Work to be completed -> Wherever a line holds the string "with", copy that line.

Listing ->

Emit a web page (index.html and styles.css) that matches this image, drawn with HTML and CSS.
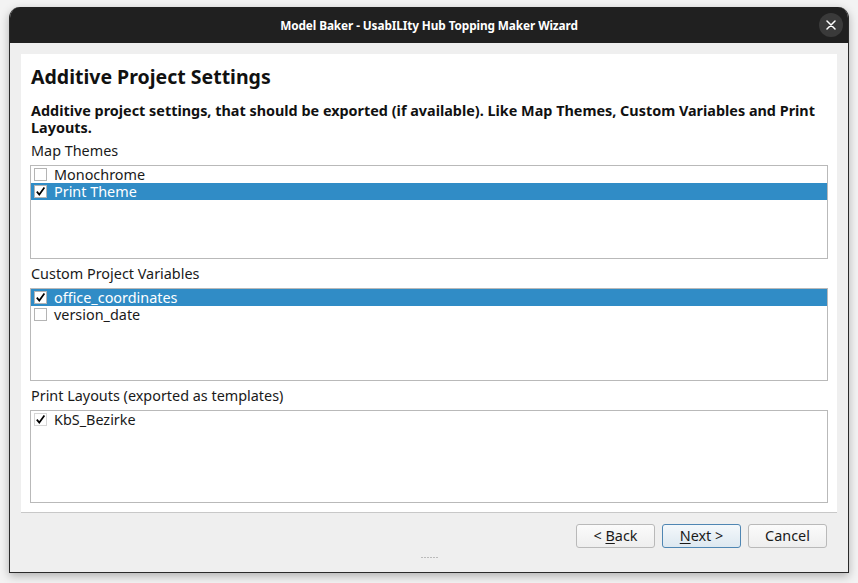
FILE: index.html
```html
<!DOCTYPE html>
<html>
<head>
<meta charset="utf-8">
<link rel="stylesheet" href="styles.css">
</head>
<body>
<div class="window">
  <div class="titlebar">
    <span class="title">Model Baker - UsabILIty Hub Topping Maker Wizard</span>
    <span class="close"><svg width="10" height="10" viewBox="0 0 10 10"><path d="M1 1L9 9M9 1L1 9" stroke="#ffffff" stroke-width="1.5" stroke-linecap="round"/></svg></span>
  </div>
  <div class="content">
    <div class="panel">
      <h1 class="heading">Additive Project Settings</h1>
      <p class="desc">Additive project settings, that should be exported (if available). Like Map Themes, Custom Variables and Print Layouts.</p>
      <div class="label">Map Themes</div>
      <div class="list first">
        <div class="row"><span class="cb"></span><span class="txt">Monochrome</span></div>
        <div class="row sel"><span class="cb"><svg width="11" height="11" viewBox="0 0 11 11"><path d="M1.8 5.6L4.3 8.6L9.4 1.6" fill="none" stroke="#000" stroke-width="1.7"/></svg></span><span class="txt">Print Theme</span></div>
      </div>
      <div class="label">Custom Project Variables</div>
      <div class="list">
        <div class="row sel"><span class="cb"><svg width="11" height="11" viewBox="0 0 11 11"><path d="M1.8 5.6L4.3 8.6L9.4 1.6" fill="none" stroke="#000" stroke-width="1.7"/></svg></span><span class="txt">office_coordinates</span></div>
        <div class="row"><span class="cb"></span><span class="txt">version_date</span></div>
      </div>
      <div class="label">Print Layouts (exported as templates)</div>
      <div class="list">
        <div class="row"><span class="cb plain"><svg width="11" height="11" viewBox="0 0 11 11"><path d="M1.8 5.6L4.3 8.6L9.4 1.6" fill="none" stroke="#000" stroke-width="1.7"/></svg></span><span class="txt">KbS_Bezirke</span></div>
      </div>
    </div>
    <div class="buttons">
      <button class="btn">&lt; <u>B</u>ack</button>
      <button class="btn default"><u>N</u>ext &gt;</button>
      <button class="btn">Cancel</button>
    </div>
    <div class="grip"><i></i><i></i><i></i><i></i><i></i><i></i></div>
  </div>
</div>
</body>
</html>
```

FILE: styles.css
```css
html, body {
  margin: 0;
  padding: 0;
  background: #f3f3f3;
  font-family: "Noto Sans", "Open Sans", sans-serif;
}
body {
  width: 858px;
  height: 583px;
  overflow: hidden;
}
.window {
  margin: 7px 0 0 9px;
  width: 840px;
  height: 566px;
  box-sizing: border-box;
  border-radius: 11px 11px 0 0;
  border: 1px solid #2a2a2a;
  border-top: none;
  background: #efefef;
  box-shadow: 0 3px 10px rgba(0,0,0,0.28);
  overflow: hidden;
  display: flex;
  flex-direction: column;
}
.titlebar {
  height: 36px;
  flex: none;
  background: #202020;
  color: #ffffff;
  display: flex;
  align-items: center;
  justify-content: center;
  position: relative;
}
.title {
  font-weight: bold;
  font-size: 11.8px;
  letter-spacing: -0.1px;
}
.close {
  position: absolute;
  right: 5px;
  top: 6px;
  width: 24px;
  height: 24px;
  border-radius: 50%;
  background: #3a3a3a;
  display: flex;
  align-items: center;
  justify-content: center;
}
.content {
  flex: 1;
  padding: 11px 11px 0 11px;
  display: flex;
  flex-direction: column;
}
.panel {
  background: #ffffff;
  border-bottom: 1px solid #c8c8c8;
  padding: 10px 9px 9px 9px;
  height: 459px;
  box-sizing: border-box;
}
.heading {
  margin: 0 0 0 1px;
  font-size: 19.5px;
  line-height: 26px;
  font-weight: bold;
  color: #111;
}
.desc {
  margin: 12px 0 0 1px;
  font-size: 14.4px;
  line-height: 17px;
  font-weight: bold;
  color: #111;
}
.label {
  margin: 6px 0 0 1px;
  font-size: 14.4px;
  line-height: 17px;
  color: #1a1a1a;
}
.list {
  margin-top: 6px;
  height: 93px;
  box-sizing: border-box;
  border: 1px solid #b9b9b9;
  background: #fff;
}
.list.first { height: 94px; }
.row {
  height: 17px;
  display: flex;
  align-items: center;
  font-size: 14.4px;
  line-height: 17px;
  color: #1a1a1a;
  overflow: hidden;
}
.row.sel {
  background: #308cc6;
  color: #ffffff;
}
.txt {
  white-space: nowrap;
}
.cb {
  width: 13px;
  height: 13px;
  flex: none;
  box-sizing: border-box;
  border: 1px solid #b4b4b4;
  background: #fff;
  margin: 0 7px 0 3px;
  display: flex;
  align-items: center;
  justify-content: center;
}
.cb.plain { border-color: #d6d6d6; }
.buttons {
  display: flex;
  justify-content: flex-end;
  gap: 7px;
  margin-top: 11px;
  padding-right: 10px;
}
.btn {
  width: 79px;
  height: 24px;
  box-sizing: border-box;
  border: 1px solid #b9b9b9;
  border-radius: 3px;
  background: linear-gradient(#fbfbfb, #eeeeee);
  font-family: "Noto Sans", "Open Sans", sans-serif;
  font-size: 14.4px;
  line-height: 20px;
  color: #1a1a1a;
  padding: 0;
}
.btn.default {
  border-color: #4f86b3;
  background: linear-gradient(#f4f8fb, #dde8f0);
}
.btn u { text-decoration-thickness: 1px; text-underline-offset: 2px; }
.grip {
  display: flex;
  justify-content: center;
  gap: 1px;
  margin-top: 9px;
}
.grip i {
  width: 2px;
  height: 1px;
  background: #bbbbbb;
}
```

==

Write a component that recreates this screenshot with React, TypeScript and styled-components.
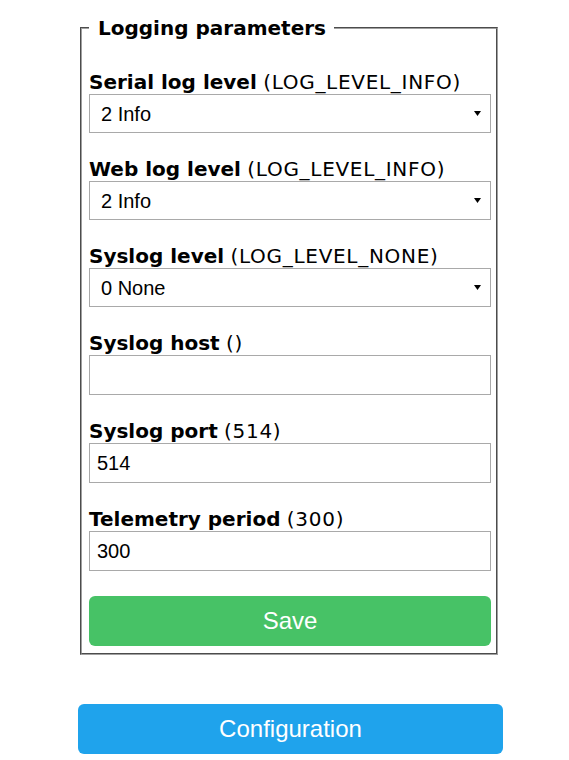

Correct result ->
Emit a web page (index.html and styles.css) that matches this image, drawn with HTML and CSS.
Write a component that recreates this screenshot with React, TypeScript and styled-components.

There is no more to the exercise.